■ The task
Collect all the lines that mention the word "React".

** Begin **

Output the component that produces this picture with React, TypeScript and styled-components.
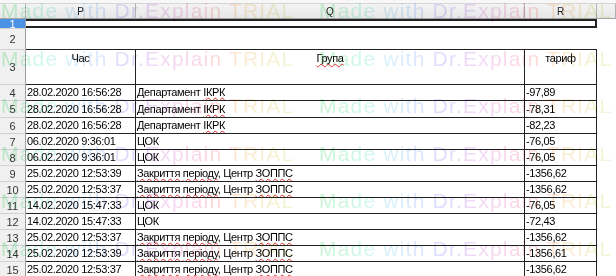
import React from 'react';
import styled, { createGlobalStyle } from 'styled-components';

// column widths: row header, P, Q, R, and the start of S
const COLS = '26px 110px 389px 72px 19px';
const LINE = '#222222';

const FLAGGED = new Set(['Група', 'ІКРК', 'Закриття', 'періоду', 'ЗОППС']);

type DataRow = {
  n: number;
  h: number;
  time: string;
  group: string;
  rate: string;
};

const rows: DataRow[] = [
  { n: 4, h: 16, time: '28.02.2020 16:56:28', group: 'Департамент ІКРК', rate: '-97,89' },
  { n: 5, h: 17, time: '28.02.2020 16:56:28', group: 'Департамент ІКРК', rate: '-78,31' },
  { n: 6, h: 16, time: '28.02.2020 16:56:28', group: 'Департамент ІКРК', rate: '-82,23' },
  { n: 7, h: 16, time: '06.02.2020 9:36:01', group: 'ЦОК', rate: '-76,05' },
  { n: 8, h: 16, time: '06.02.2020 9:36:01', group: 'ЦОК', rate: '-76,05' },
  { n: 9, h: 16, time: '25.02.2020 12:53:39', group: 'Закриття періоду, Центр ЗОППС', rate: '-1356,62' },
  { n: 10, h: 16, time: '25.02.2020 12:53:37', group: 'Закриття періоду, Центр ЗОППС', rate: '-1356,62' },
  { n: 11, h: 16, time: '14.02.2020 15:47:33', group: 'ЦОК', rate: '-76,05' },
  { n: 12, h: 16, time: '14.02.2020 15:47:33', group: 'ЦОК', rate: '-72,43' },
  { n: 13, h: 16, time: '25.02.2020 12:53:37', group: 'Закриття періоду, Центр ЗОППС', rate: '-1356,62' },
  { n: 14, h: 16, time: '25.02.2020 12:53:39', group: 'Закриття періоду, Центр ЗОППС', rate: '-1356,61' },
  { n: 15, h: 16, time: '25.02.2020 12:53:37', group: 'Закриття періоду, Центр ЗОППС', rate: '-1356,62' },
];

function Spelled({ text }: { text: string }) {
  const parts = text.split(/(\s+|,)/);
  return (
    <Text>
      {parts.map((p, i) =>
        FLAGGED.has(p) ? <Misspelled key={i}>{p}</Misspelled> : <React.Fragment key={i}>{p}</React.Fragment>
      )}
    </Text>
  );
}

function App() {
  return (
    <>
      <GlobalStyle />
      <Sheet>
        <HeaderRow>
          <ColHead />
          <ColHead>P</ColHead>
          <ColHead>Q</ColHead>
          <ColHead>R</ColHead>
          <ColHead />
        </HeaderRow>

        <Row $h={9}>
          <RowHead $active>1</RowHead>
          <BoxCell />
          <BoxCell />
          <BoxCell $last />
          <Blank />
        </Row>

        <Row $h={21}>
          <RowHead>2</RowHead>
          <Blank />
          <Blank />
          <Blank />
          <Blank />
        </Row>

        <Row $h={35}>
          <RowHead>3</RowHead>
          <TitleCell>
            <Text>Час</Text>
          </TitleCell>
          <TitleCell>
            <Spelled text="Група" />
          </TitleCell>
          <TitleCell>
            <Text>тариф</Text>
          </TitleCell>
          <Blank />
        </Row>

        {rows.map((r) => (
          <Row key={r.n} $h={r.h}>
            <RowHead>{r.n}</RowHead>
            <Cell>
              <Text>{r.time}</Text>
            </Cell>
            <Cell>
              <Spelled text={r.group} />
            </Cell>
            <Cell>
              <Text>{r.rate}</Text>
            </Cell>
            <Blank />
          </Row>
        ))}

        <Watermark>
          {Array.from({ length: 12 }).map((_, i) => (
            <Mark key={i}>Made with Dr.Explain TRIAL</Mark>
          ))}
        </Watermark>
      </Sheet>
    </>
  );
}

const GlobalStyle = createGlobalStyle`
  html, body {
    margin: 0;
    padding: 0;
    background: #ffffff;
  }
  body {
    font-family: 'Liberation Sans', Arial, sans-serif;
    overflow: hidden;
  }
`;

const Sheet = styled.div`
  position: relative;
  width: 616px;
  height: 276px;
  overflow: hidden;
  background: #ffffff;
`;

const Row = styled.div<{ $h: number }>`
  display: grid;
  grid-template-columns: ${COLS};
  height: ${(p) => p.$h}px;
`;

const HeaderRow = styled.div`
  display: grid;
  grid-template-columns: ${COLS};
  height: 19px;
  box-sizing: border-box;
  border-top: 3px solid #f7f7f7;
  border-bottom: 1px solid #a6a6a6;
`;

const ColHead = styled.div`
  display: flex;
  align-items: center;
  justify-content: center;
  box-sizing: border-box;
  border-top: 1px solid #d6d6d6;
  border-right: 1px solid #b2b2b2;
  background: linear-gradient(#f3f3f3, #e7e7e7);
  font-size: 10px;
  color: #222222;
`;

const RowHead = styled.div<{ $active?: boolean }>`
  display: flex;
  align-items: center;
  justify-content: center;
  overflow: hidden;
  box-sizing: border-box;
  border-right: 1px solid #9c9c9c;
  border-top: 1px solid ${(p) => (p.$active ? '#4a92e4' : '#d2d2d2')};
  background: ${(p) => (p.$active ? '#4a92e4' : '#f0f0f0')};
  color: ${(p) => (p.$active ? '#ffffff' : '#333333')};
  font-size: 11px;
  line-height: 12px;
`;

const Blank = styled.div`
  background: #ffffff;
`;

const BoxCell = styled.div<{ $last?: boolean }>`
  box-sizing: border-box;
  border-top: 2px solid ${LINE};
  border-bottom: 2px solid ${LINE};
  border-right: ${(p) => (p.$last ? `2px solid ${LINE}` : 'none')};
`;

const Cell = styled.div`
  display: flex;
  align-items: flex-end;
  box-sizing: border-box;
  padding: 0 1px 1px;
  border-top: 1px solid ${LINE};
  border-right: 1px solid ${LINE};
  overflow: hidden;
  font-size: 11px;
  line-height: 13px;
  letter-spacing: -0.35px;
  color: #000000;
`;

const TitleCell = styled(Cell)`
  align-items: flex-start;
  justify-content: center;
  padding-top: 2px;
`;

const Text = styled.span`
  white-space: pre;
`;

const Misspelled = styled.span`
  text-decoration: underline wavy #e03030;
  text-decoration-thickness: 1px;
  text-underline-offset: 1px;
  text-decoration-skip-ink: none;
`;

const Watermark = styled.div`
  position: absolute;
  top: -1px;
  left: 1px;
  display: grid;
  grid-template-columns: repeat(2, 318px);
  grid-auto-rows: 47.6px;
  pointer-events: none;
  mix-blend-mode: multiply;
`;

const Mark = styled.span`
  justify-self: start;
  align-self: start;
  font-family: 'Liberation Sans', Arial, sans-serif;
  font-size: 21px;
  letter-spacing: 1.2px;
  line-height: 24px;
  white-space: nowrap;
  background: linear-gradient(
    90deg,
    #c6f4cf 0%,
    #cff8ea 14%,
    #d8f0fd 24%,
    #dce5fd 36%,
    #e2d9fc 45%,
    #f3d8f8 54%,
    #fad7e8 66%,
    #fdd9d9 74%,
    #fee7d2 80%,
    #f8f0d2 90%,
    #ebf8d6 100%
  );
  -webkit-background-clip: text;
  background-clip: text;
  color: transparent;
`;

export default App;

** End **

■ Solution
Output the component that produces this picture with React, TypeScript and styled-components.
import React from 'react';
        FLAGGED.has(p) ? <Misspelled key={i}>{p}</Misspelled> : <React.Fragment key={i}>{p}</React.Fragment>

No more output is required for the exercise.